One to the blogs I follow is a Jewish blog called 1000 Verses.  The blog is written by an Orthodox Rabbi who is working to combat Christianity’s attempts on Judaism.  I started following the blog when I read his posts that were debating Dr. Michael Brown, who is a Jewish follower of Yeshua (Jesus).  I enjoyed reading what Dr. Brown wrote about the Jewish messianic beliefs and was curious to read the beliefs of an Orthodox Rabbi to see where Christians made assumptions that were not true and Judaism.

I have a lot of respect for what Rabbi Blumenthal writes on his blog.  While I do not agree with all of what he writes, I desire respectful conversations with him and his followers about what I believe versus what they perceive Christians as believing.  We don’t all think the same.

Rabbi Blumenthal put out a new post titled “The Angel of the Lord” where he compares Christian thoughts on the Angel of the Lord who had an encounter with Abraham versus what Jewish perspectives on the encounter.  To cut to the chase, Jewish people do not think that the Angel of the Lord was Yeshua (Jesus).

In his post, Rabbi B notes that Rashbam and Ibn Ezra consider this person to be an “angel who is called by God’s name”.  The commentators mention this as this character is referred to as ‘adonay or Master in the Masoretic Texts and this term is reserved for God alone.

This is why Christians will seize on this event and claim that the third person was a preincarnate Christ.  Rabbi B does point out that nowhere in this passage did Abraham worship this character in order to show that he was not God.
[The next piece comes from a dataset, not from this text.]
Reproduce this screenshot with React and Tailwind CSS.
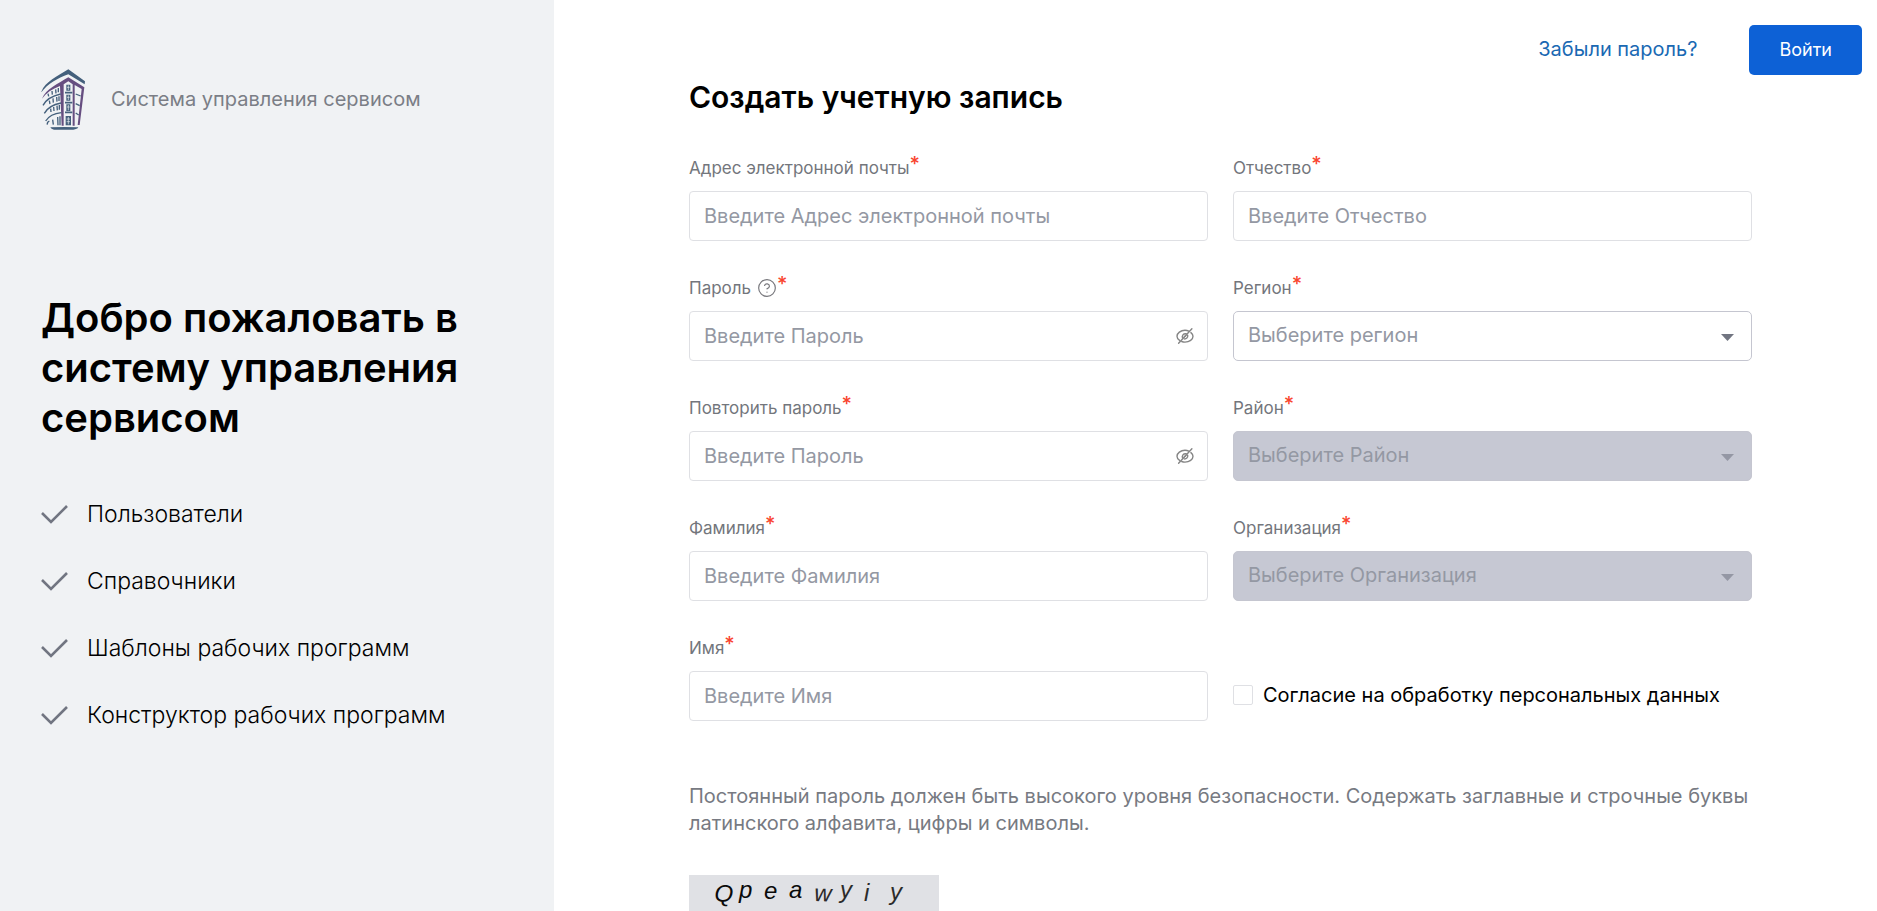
import { CircleHelp } from 'lucide-react';

const features = [
  'Пользователи',
  'Справочники',
  'Шаблоны рабочих программ',
  'Конструктор рабочих программ',
];

const captcha = [
  { char: 'Q', x: 25, y: 26, rotate: 4, fill: '#0a0a0a' },
  { char: 'p', x: 50, y: 23, rotate: 0, fill: '#0a0a0a' },
  { char: 'e', x: 75, y: 24, rotate: 0, fill: '#0a0a0a' },
  { char: 'a', x: 100, y: 23, rotate: 0, fill: '#0a0a0a' },
  { char: 'w', x: 125, y: 26, rotate: 2, fill: '#2b2b2b' },
  { char: 'y', x: 151, y: 23, rotate: 0, fill: '#2b2b2b' },
  { char: 'i', x: 175, y: 26, rotate: 0, fill: '#2b2b2b' },
  { char: 'y', x: 201, y: 25, rotate: 0, fill: '#2b2b2b' },
];

function Logo() {
  return (
    <svg className="h-[62px] w-[46px] shrink-0" viewBox="33 28 138 186" fill="none" aria-hidden="true">
      <path d="M34 96C46 66 82 50 115 29L165 65L164 74L115 44C82 56 54 72 34 98Z" fill="#44607c" />
      <path d="M36 117C48 88 84 72 115 53L163 83L149 196L143 196L155 88L134 76L134 198L128 198L128 74L115 65L101 74L101 198L95 198L90 79C66 88 48 100 36 117Z" fill="#664e80" />
      <g stroke="#44607c" strokeWidth="4">
        <path d="M39 137C50 116 70 108 92 103" />
        <path d="M43 161C54 141 72 134 93 130" />
        <path d="M47 184C57 168 74 161 94 159" />
        <path d="M52 195C51 190 54 186 58 184" />
        <path d="M105 99H127M105 129H127M105 158H127" strokeWidth="5" />
        <path d="M137 103L152 109M137 132L149 138M137 160L146 166" />
        <path d="M56 110L54 102M67 105L66 94M78 101L77 89M85 98V85" />
        <path d="M60 133L58 123M70 129L69 116M81 126L80 112M87 124V110" />
        <path d="M63 157L62 147M72 154L71 142M82 152L81 138M88 150V136" />
        <path d="M70 195L68 180M84 197L83 172M90 197V170" />
      </g>
      <path d="M109 75H121V93H109ZM109 105H121V123H109ZM109 134H121V154H109ZM107 169H123V197H107Z" fill="#44607c" />
      <path d="M115 77V91M111 83H119M115 107V121M111 113H119M115 136V152M111 142H119M115 172V194M110 178H120M110 186H120" stroke="#f0f2f4" strokeWidth="2" />
      <path d="M61 203Q103 201 145 203Q142 209 130 210H72Q63 209 61 203Z" fill="#44607c" />
    </svg>
  );
}

function EyeOff() {
  return (
    <svg className="h-[18px] w-[18px]" viewBox="0 0 18 18" fill="none" stroke="#858585" strokeWidth="1.4" strokeLinecap="round" aria-hidden="true">
      <path d="M3.6 13.4C1.9 12.3 1 10.5 1 9.3C1 6.2 4.6 3.3 9 3.3C10.4 3.3 11.7 3.6 12.8 4.2" />
      <path d="M14.9 5.6C16.3 6.8 17 8.2 17 9.3C17 12.5 13.4 15.1 9 15.1C7.8 15.1 6.7 14.9 5.7 14.5" />
      <path d="M6.6 11.1C5.4 8.7 7.5 6.2 10.2 6.8M11.7 8.3C12.1 10.5 10.3 12.2 8.2 11.9" />
      <path d="M2.6 16.2L15.9 1.8" />
      <path d="M8.4 9.8L9.9 8.4" />
    </svg>
  );
}

function Label({ id, text, help }) {
  return (
    <label htmlFor={id} className="flex h-6 text-[17px] leading-6 text-[#73767c]">
      {text}
      {help && <CircleHelp size={20} strokeWidth={1.4} className="ml-[6px] mt-[2px] text-[#77777c]" />}
      <span className="-mt-1 text-xl font-medium leading-6 text-[#f9442e]">*</span>
    </label>
  );
}

function Field({ id, label, placeholder, type = 'text', help }) {
  return (
    <div className="flex flex-col gap-[11px]">
      <Label id={id} text={label} help={help} />
      <div className="relative">
        <input
          id={id}
          type={type}
          placeholder={placeholder}
          className="h-[50px] w-full rounded-[4px] border border-[#dfe0e4] bg-white px-[14px] text-xl text-black outline-none placeholder:text-[#9498a3]"
        />
        {type === 'password' && (
          <button type="button" aria-label="Показать пароль" className="absolute right-[14px] top-4">
            <EyeOff />
          </button>
        )}
      </div>
    </div>
  );
}

function SelectField({ id, label, placeholder, disabled }) {
  return (
    <div className="flex flex-col gap-[11px]">
      <Label id={id} text={label} />
      <div className="relative">
        <select
          id={id}
          disabled={disabled}
          className="h-[50px] w-full appearance-none rounded-[5px] border border-[#c5c6d0] bg-white px-[14px] pb-[2px] text-xl text-[#9498a3] opacity-100 outline-none disabled:bg-[#c6c8d3]"
        >
          <option>{placeholder}</option>
        </select>
        <svg
          className={`pointer-events-none absolute right-[18px] top-[23px] h-[7px] w-[13px] ${disabled ? 'text-[#9497a4]' : 'text-[#717581]'}`}
          viewBox="0 0 13 7"
          fill="currentColor"
          aria-hidden="true"
        >
          <path d="M0 0H13L6.5 7Z" />
        </svg>
      </div>
    </div>
  );
}

function Sidebar() {
  return (
    <aside className="w-[554px] shrink-0 bg-[#f0f2f4] px-[41px] pt-[69px]">
      <div className="flex items-center gap-6">
        <Logo />
        <span className="pb-[2px] text-xl text-[#7b7e86]">Система управления сервисом</span>
      </div>
      <h1 className="mt-[162px] text-[40px] font-semibold leading-[50px] text-black">
        Добро пожаловать в систему управления сервисом
      </h1>
      <ul className="mt-[58px] flex flex-col gap-10">
        {features.map((item) => (
          <li key={item} className="flex items-center gap-[19px] text-[23px] font-light leading-[27px] text-black">
            <svg className="h-[20px] w-[27px] shrink-0" viewBox="0 0 27 20" fill="none" stroke="#717581" strokeWidth="2.6" aria-hidden="true">
              <path d="M1 8L10 17L26 1" />
            </svg>
            {item}
          </li>
        ))}
      </ul>
    </aside>
  );
}

function App() {
  return (
    <div className="flex min-h-screen bg-white font-['Inter','Noto_Sans',sans-serif]">
      <Sidebar />
      <div className="flex min-w-0 flex-1 flex-col">
        <header className="flex h-[75px] items-end justify-end gap-[52px] pr-[15px]">
          <a href="#forgot" className="flex h-[50px] items-center pb-[2px] text-xl text-[#1a69b3]">
            Забыли пароль?
          </a>
          <button type="button" className="h-[50px] rounded-[5px] bg-[#0d61d6] px-[30px] text-lg text-white">
            Войти
          </button>
        </header>
        <main className="pl-[135px] pr-[125px]">
          <h2 className="text-[30px] font-semibold leading-[44px] text-black">Создать учетную запись</h2>
          <form>
            <div className="mt-[37px] grid grid-cols-2 gap-x-[25px]">
              <div className="flex flex-col gap-[35px]">
                <Field id="email" label="Адрес электронной почты" placeholder="Введите Адрес электронной почты" />
                <Field id="password" label="Пароль" placeholder="Введите Пароль" type="password" help />
                <Field id="repeat" label="Повторить пароль" placeholder="Введите Пароль" type="password" />
                <Field id="surname" label="Фамилия" placeholder="Введите Фамилия" />
                <Field id="name" label="Имя" placeholder="Введите Имя" />
              </div>
              <div className="flex flex-col gap-[35px]">
                <Field id="patronymic" label="Отчество" placeholder="Введите Отчество" />
                <SelectField id="region" label="Регион" placeholder="Выберите регион" />
                <SelectField id="district" label="Район" placeholder="Выберите Район" disabled />
                <SelectField id="organization" label="Организация" placeholder="Выберите Организация" disabled />
                <div className="flex flex-1 items-end">
                  <label className="flex h-[50px] items-center gap-[10px] pb-[2px] text-xl text-black">
                    <input type="checkbox" className="size-5 appearance-none rounded-[2px] border border-[#dfe0e4] bg-white" />
                    Согласие на обработку персональных данных
                  </label>
                </div>
              </div>
            </div>
            <p className="mt-[62px] text-xl leading-[27px] text-[#777a82]">
              Постоянный пароль должен быть высокого уровня безопасности. Содержать заглавные и строчные буквы
              латинского алфавита, цифры и символы.
            </p>
            <svg className="mt-[38px] h-[50px] w-[250px] bg-[#e0e1e5]" viewBox="0 0 250 50" role="img" aria-label="Captcha">
              {captcha.map(({ char, x, y, rotate, fill }) => (
                <text
                  key={x}
                  x={x}
                  y={y}
                  transform={`rotate(${rotate} ${x} ${y})`}
                  fontSize="24"
                  fontStyle="italic"
                  fontFamily="Liberation Sans, sans-serif"
                  fill={fill}
                >
                  {char}
                </text>
              ))}
            </svg>
          </form>
        </main>
      </div>
    </div>
  );
}

export default App;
Now Rabbi B will continue to make his argument that this is not Yeshua as other passages detail how God used angels as his messengers at other times, such as Numbers 22 where the angel of the Lord appeared and spoke for God but was entirely separate from God.  I agree with him.  Nowhere does this angel claim to be God or referred to with the term ‘adonay, thus he was not God.  That does not prove that the entity that had the encounter with Abraham was or was not God.

Now I want to point out that I do not see where Yeshua was worshipped either prior to His assent to the throne.  Does that mean He was not God?

One of the big debates about the divinity of Christ has to do with His role as the everlasting offering before God.  My stance is that no created being could ever be holy enough to be an everlasting offering.  Unblemished animals were only good for a year and human sacrifices where prohibited, so if Yeshua was the Christ and His death was the final atoning work, what else could He be but God in the flesh?

Now I have no proof to this, but that is why people keep arguing about religion and what things mean.  Give Rabbi B a read sometime, but be respectful and do not just throw out Christian’s views as responses to his writings.